By YE ZIZHEN | China Daily | Updated: 2018-06-09 09:50
Sanfangqixiang attracts tourists from home and abroad. [Photo by Zhu Xingxin/China Daily]

Once described by CNN as "the Beverley Hills of Imperial China", Sanfangqixiang, or Three Lanes and Seven Alleys, is one of Fuzhou's most popular cultural attractions.

According to the Sanfangqixiang management, the tourist spot attracted 437,700 visitors during this year's Labor Day holiday in May.

This charming neighborhood, which has been around since the Tang Dynasty (AD 618-907), made it to the UNESCO World Heritage Tentative List five years ago and was once the place of residence for many prominent Chinese personalities, including scholar and politician Lin Zexu (1785-1850), Qing Dynasty official Shen Baozhen (1820-1879), famous translator Yan Fu (1854-1921) and author Bing Xin (1900-1999).

The main thoroughfare in this 38-hectare area is Nanhoujie and it takes about 30 minutes to walk from one end to the other. The three lanes and seven alleys that branch from this main walkway is what gave Sanfangqixiang its name. Many renovation projects have been carried out to spruce up Sanfangqixiang in recent years, including the upgrading of roads and public toilets.

The most striking thing about this place is its beguiling architecture comprising numerous buildings from the Ming and Qing dynasties (1368-1911) as well as ancestral halls and pagodas. One unique element of these ancient homes is that each of them have wooden doors and windows that are carved with creatures such as dragons, phoenixes, fishes and birds.

Every year during the Lunar New Year period, artists would flood the lanes as they perform lion dances and taiping drum dances. During the Mid-Autumn Festival, staff from the Tien Hau Temple and volunteers would create rice in the shape of rabbits and the moon to worship the Beidou God.

Sanfangqixiang is replete with a variety of retail outlets selling items such as tourist kitsch and hand-painted fans and umbrellas. The food selection is comprehensive too, with food stalls selling snacks such as fish balls, pork wontons, peanut soup and mashed taro.

There are several time-honored stores, such as Yonghe Yuwan (fish balls) and Tongli Rouyan (meat wontons). But there are touches of modernity too, as evidenced by the presence of Starbucks, which is situated in a two-layered wooden chamber, and stalls selling pearl milk tea like Yidiandian and Happy Lemon. Tourists can also buy authentic Fuzhou snacks and desserts from Baibingyuan.

One of the must-try Fuzhou delicacies is the scrumptious fotiaoqiang, or Buddha Jumps Over the Wall, which features a mouthwatering combination of braised seafood such as sea cucumber, sea-ear, dried scallops and fish glue.
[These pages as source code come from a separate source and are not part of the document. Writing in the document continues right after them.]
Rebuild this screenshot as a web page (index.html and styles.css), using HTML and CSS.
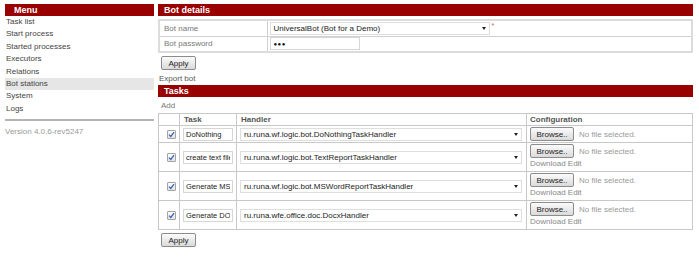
FILE: index.html
```html
<!DOCTYPE html>
<html>
<head>
<meta http-equiv="content-type" content="text/html; charset=UTF-8" />
<title>Bot stations</title>
<link rel="stylesheet" href="styles.css">
</head>
<body>

<div class="page">

  <div class="sidebar">
    <div class="bar bar-menu">Menu</div>
    <ul class="menu">
      <li><a>Task list</a></li>
      <li><a>Start process</a></li>
      <li><a>Started processes</a></li>
      <li><a>Executors</a></li>
      <li><a>Relations</a></li>
      <li class="active"><a>Bot stations</a></li>
      <li><a>System</a></li>
      <li><a>Logs</a></li>
    </ul>
    <div class="version">Version 4.0.6-rev5247</div>
  </div>

  <div class="main">
    <div class="bar">Bot details</div>
    <table class="details">
      <tr>
        <td class="label">Bot name</td>
        <td><span class="select bot-select">UniversalBot (Bot for a Demo)<span class="arrow"></span></span><span class="req">*</span></td>
      </tr>
      <tr>
        <td class="label">Bot password</td>
        <td><input class="field pass" type="text" value="&#9679;&#9679;&#9679;"></td>
      </tr>
    </table>
    <button class="btn apply">Apply</button>
    <div class="link">Export bot</div>

    <div class="bar">Tasks</div>
    <div class="link add">Add</div>
    <table class="tasks">
      <tr>
        <th class="c-check"></th>
        <th class="c-task">Task</th>
        <th class="c-handler">Handler</th>
        <th class="c-config">Configuration</th>
      </tr>
      <tr>
        <td class="c-check"><span class="check"><svg width="7" height="7" viewBox="0 0 7 7"><path d="M1 3.6 L2.8 5.4 L6 1.2" fill="none" stroke="#3a63b5" stroke-width="1.3"/></svg></span></td>
        <td><input class="field task" type="text" value="DoNothing"></td>
        <td><span class="select handler">ru.runa.wf.logic.bot.DoNothingTaskHandler<span class="arrow"></span></span></td>
        <td class="config"><button class="btn browse">Browse..</button><span class="nofile">No file selected.</span></td>
      </tr>
      <tr>
        <td class="c-check"><span class="check"><svg width="7" height="7" viewBox="0 0 7 7"><path d="M1 3.6 L2.8 5.4 L6 1.2" fill="none" stroke="#3a63b5" stroke-width="1.3"/></svg></span></td>
        <td><input class="field task" type="text" value="create text file"></td>
        <td><span class="select handler">ru.runa.wf.logic.bot.TextReportTaskHandler<span class="arrow"></span></span></td>
        <td class="config"><button class="btn browse">Browse..</button><span class="nofile">No file selected.</span>
          <div class="dl">Download Edit</div></td>
      </tr>
      <tr>
        <td class="c-check"><span class="check"><svg width="7" height="7" viewBox="0 0 7 7"><path d="M1 3.6 L2.8 5.4 L6 1.2" fill="none" stroke="#3a63b5" stroke-width="1.3"/></svg></span></td>
        <td><input class="field task" type="text" value="Generate MS Word report"></td>
        <td><span class="select handler">ru.runa.wf.logic.bot.MSWordReportTaskHandler<span class="arrow"></span></span></td>
        <td class="config"><button class="btn browse">Browse..</button><span class="nofile">No file selected.</span>
          <div class="dl">Download Edit</div></td>
      </tr>
      <tr>
        <td class="c-check"><span class="check"><svg width="7" height="7" viewBox="0 0 7 7"><path d="M1 3.6 L2.8 5.4 L6 1.2" fill="none" stroke="#3a63b5" stroke-width="1.3"/></svg></span></td>
        <td><input class="field task" type="text" value="Generate DOCX"></td>
        <td><span class="select handler">ru.runa.wfe.office.doc.DocxHandler<span class="arrow"></span></span></td>
        <td class="config"><button class="btn browse">Browse..</button><span class="nofile">No file selected.</span>
          <div class="dl">Download Edit</div></td>
      </tr>
    </table>
    <button class="btn apply">Apply</button>
  </div>

</div>

</body>
</html>
```

FILE: styles.css
```css
* {
margin: 0;
padding: 0;
box-sizing: border-box;
}

html,body{
background-color: #fff;
font-family: "Liberation Sans", Arial, sans-serif;
font-size: 8px;
color: #444;
}

.page{
display: flex;
gap: 4px;
padding: 4px 0 0 5px;
}

.sidebar{
width: 149px;
}

.main{
width: 535px;
}

.bar{
height: 12px;
line-height: 12px;
background-color: #990000;
color: #fff;
font-weight: bold;
font-size: 9px;
padding-left: 6px;
}

.bar-menu{
padding-left: 9px;
}

.menu{
list-style: none;
}

.menu li{
height: 12.4px;
line-height: 12.4px;
padding-left: 1px;
}

.menu li.active{
background-color: #e6e6e6;
}

.version{
margin-top: 4px;
border-top: 2px solid #b4b4b4;
padding-top: 5px;
line-height: 12px;
color: #9a9a9a;
}

/* bot details */
.details{
width: 100%;
margin-top: 3px;
border-collapse: collapse;
border: 2px solid #dcdcdc;
}

.details td{
height: 16px;
border: 1px solid #d0d0d0;
padding: 0 2px;
vertical-align: middle;
}

.details td.label{
width: 108px;
padding-left: 4px;
color: #777;
}

.select{
display: inline-flex;
align-items: center;
height: 13px;
border: 1px solid #dedede;
padding: 0 3px;
color: #222;
background-color: #fff;
white-space: nowrap;
vertical-align: middle;
}

.bot-select{
width: 220px;
}

.arrow{
margin-left: auto;
border-left: 2.5px solid transparent;
border-right: 2.5px solid transparent;
border-top: 3px solid #222;
}

.req{
color: #e05050;
font-size: 7px;
vertical-align: top;
margin-left: 2px;
}

.field{
height: 13px;
border: 1px solid #d6d6d6;
padding: 0 3px;
font-family: inherit;
font-size: 8px;
color: #222;
vertical-align: middle;
outline: 0;
}

.pass{
width: 90px;
font-size: 6px;
letter-spacing: 0.5px;
color: #111;
}

.btn{
display: inline-block;
height: 14px;
border: 1px solid #8c8c8c;
border-radius: 2px;
background: linear-gradient(#fbfbfb, #dadada);
font-family: inherit;
font-size: 8px;
color: #222;
vertical-align: middle;
}

.apply{
display: block;
width: 35px;
margin: 3px 0 0 3px;
}

.link{
margin-top: 3px;
line-height: 12px;
padding-left: 1px;
color: #555;
}

.add{
padding-left: 3px;
color: #777;
}

/* tasks */
.tasks{
width: 100%;
margin-top: 1px;
border-collapse: collapse;
border: 1px solid #c8c8c8;
}

.tasks th{
height: 12px;
border: 1px solid #c8c8c8;
text-align: left;
padding-left: 4px;
font-weight: bold;
color: #555;
}

.tasks td{
border: 1px solid #c8c8c8;
padding: 1px 3px;
vertical-align: middle;
}

.tasks th.c-check{
width: 21px;
}

.tasks th.c-task{
width: 57px;
}

.tasks th.c-handler{
width: 290px;
}

.tasks th.c-config{
padding-left: 3px;
}

.tasks td.c-check{
padding: 1px 0 0 8px;
}

.check{
display: flex;
align-items: center;
justify-content: center;
width: 9px;
height: 9px;
border: 1px solid #a4a4a4;
border-radius: 1px;
background: linear-gradient(#fdfdfd, #e2e2e2);
}

.task{
width: 50px;
padding: 0 2px;
font-size: 7.5px;
}

.handler{
width: 282px;
}

.tasks td.config{
vertical-align: top;
padding-left: 3px;
}

.browse{
width: 44px;
}

.nofile{
margin-left: 5px;
color: #999;
vertical-align: middle;
}

.dl{
line-height: 12px;
color: #888;
}
```
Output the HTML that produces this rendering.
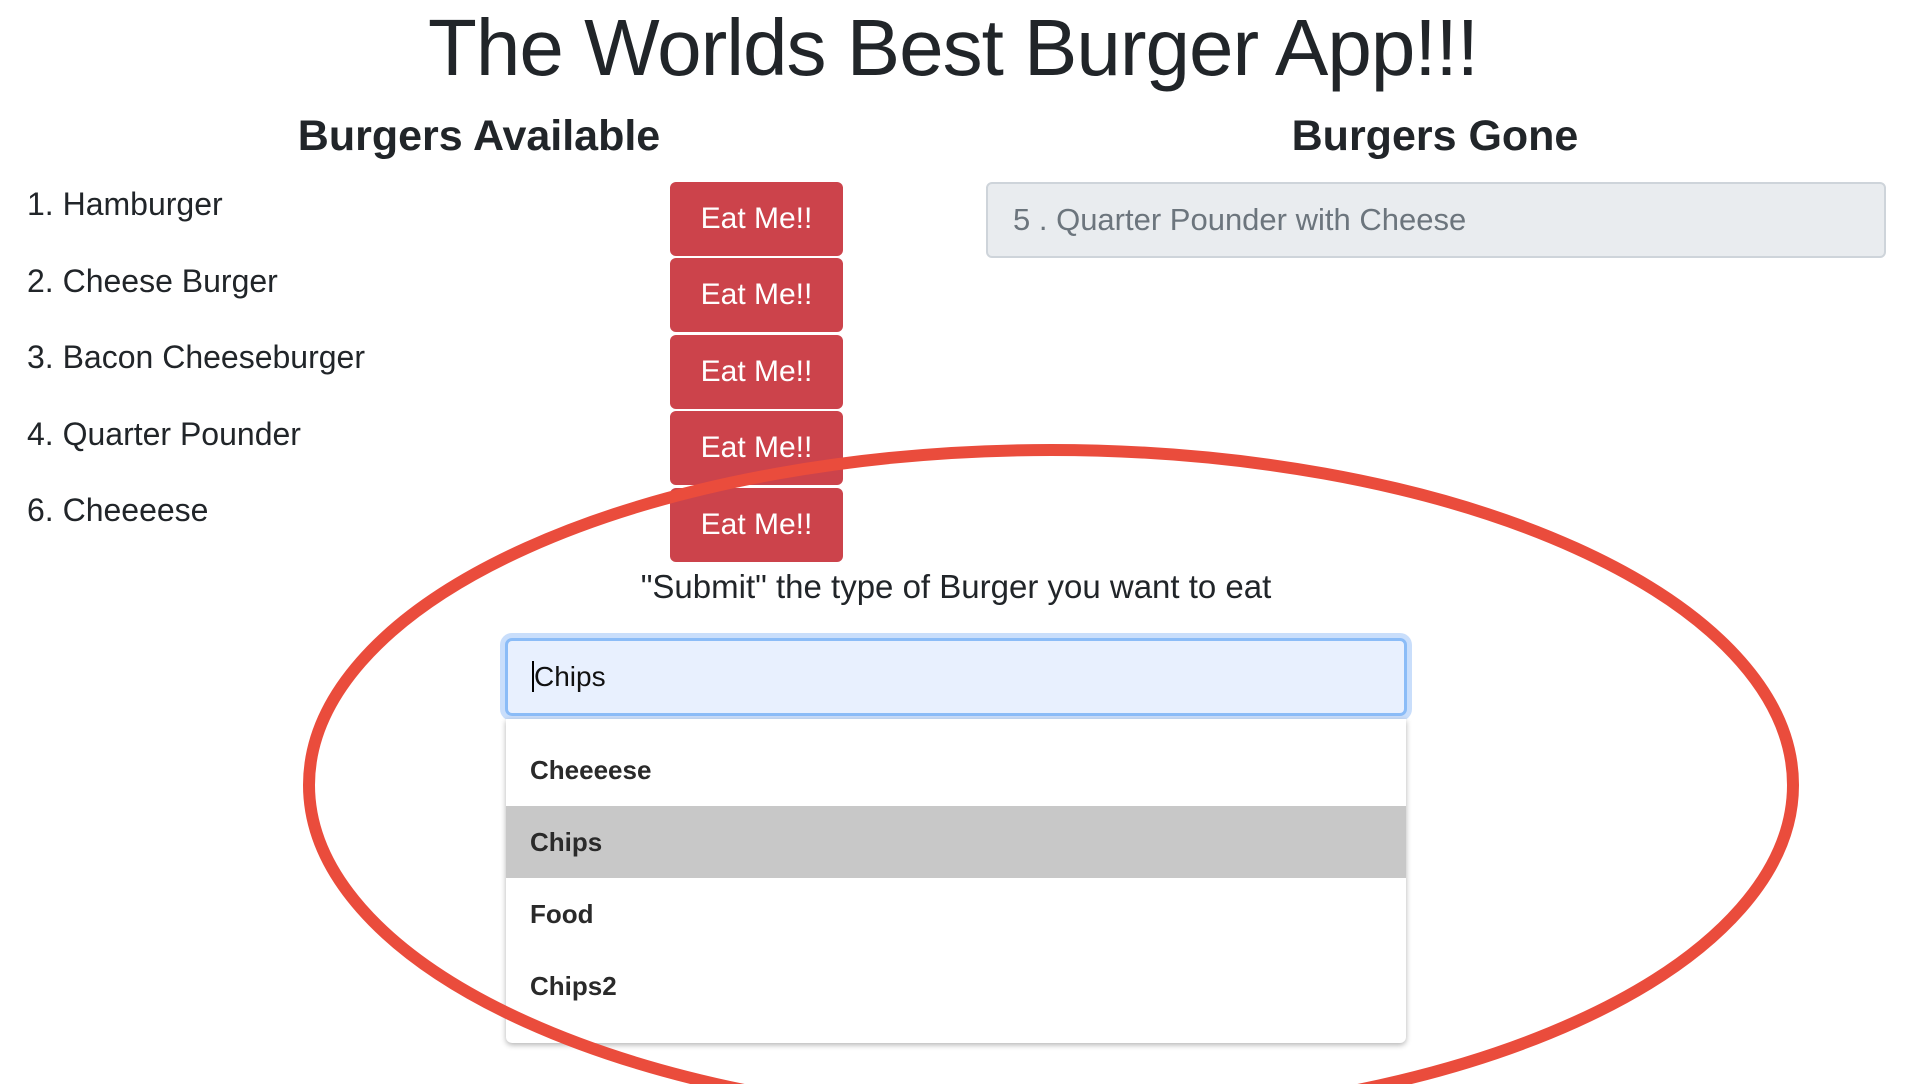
<!DOCTYPE html>
<html><head><meta charset="utf-8"><style>
body{margin:0;width:1906px;height:1084px;overflow:hidden;background:#fff;font-family:"Liberation Sans",Arial,sans-serif;color:#212529;position:relative}
.a{position:absolute;white-space:nowrap}
h1{position:absolute;left:0;width:1906px;text-align:center;top:2px;margin:0;font-size:80px;font-weight:500;letter-spacing:-1px}
h2{position:absolute;margin:0;font-size:43px;font-weight:bold;text-align:center}
.li{position:absolute;left:27px;font-size:32px}
.btn{position:absolute;left:670px;width:173px;height:74px;background:#cc434b;border-radius:6px;color:#fff;font-size:30px;line-height:74px;text-align:center}
</style></head><body>
<h1>The Worlds Best Burger App!!!</h1>
<h2 style="left:0;width:958px;top:112px">Burgers Available</h2>
<h2 style="left:985px;width:900px;top:112px">Burgers Gone</h2>
<div class="li" style="top:186px">1. Hamburger</div>
<div class="li" style="top:263px">2. Cheese Burger</div>
<div class="li" style="top:339px">3. Bacon Cheeseburger</div>
<div class="li" style="top:416px">4. Quarter Pounder</div>
<div class="li" style="top:492px">6. Cheeeese</div>
<div class="btn" style="top:182px">Eat Me!!</div>
<div class="btn" style="top:258px">Eat Me!!</div>
<div class="btn" style="top:335px">Eat Me!!</div>
<div class="btn" style="top:411px">Eat Me!!</div>
<div class="btn" style="top:488px">Eat Me!!</div>
<div class="a" style="left:986px;top:182px;background:#e9ecef;border:2px solid #ced4da;border-radius:6px;color:#6c757d;font-size:31px;line-height:72px;padding-left:25px;box-sizing:border-box;width:900px;height:76px">5 . Quarter Pounder with Cheese</div>
<div class="a" style="left:0;width:1912px;text-align:center;top:568px;font-size:33px">"Submit" the type of Burger you want to eat</div>
<div class="a" style="left:505px;top:638px;width:902px;height:78px;box-sizing:border-box;background:#e8f0fe;border:3px solid #8bbcf7;border-radius:7px;box-shadow:0 0 0 5px #c9defb;font-size:28px;line-height:72px;padding-left:24px;color:#111"><span style="border-left:2px solid #000;">Chips</span></div>
<div class="a" style="left:506px;top:719px;width:900px;height:324px;background:#fff;border-radius:0 0 6px 6px;box-shadow:0 2px 6px rgba(0,0,0,.3);font-size:26px;font-weight:bold;color:#2a2a2a">
<div style="position:absolute;top:36px;left:24px">Cheeeese</div>
<div style="position:absolute;top:87px;left:0;width:900px;height:72px;background:#c8c8c8"></div>
<div style="position:absolute;top:108px;left:24px">Chips</div>
<div style="position:absolute;top:180px;left:24px">Food</div>
<div style="position:absolute;top:252px;left:24px">Chips2</div>
</div>
<svg class="a" style="left:0;top:0" width="1906" height="1084"><ellipse cx="1051" cy="785" rx="742" ry="335" fill="none" stroke="#ea4c3c" stroke-width="12"/></svg>
</body></html>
Such is the fotiaoqiang's renown that it was even featured in the massively popular television program Bite of China which revealed that this dish requires up to eight hours of preparation time.

Those keen on trying fotiaoqiang should head to the Ju Chun Yuan restaurant, which has a branch at Sanfangqixiang. Founded in 1865, this restaurant serves its fotiaoqiang in a jar made of Chinese porcelain. Each serving costs 398 yuan ($65).

Visitors are spoilt for choice when it comes to accommodation in Fuzhou. Those eager to experience local life could pick from the wide range of Airbnb options available. An apartment near Sanfangqixiang costs between 199 yuan and 500 yuan per night.

Alternatively, those who prefer a more conventional hotel experience can choose from different five-star brands including Shangri-La in Gulou district and Hilton in Taijiang district.

If you go

There are seven high-speed train connections between Beijing and Fuzhou daily. Flights between the two cities would take about three hours. Visitors to Fuzhou can download the app e-Fuzhou to book tickets to Sanfangqixiang and find out parking availability. The app also provides oral and visual presentations of tourist sites.